Hello. I apologize if the question may sound silly but I am a little confused about it. What is the concrete difference between velocity and dynamics? For example, if in play mode I go to act on the dynamics, if I’m not mistaken they don’t modify the velocity. Dorico considers an mf to be a note played with a velocity of about 80. Are two things coincident? In simpler terms, if I want to make a note sound softer or louder for playback purposes, does it matter if I act on the dynamics (eg CC 1) or on the velocity?
Ideally, you should adjust the dynamics in Write mode by writing immediate and gradual dynamics in the score, which will then adjust either or both the velocity and continuous controllers as needed.
Dorico 3.5 had a dedicated dynamics editor in Play mode that allowed you to edit the dynamic profile in a similar way, again so that Dorico would handle the appropriate changes in velocity and controllers as needed, and this dedicated editor will be making its return in Dorico 4 in a future maintenance release (though not the one coming imminently).
an important distinction between velocity and CC controllers for dynamics is that velocity is a single strike on the note whereas CC1, CC11 or whatever is programmed in the library can modify it during the course of the note.

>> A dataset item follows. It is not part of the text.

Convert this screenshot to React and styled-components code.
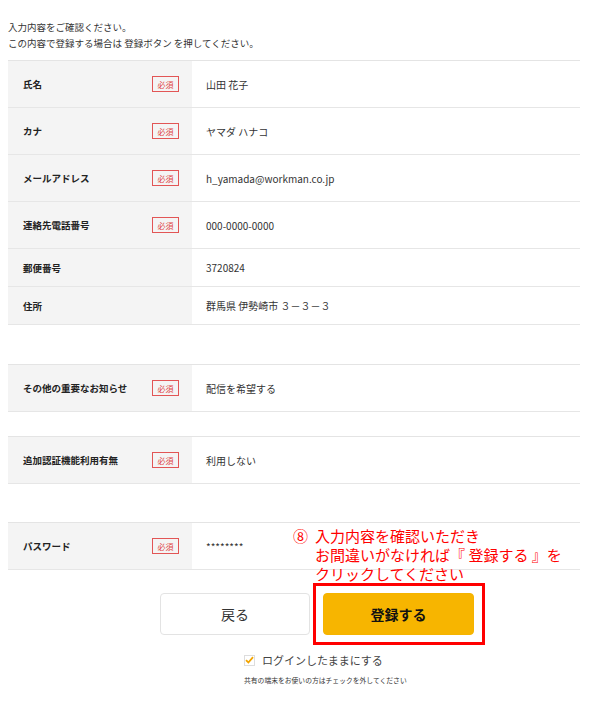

So piano, for instance is usually programmed for velocity only but a string legato is nearly always programmed to be controlled by a CC. On the other hand, you can’t do much with a string pizz after it’s plucked, so often (but it doesn’t need to be) this sort of articulation is programmed for velocity.
What’s mean by “dynamics” here is actually the main dynamic controller for the particular instrument and playing technique being used. This can in fact be either velocity or CC but the great thing is that the soon to return dedicated dynamics editor makes the whole thing transparent to the user so you don’t necessarily need to go into the Expression Map to check it for yourself.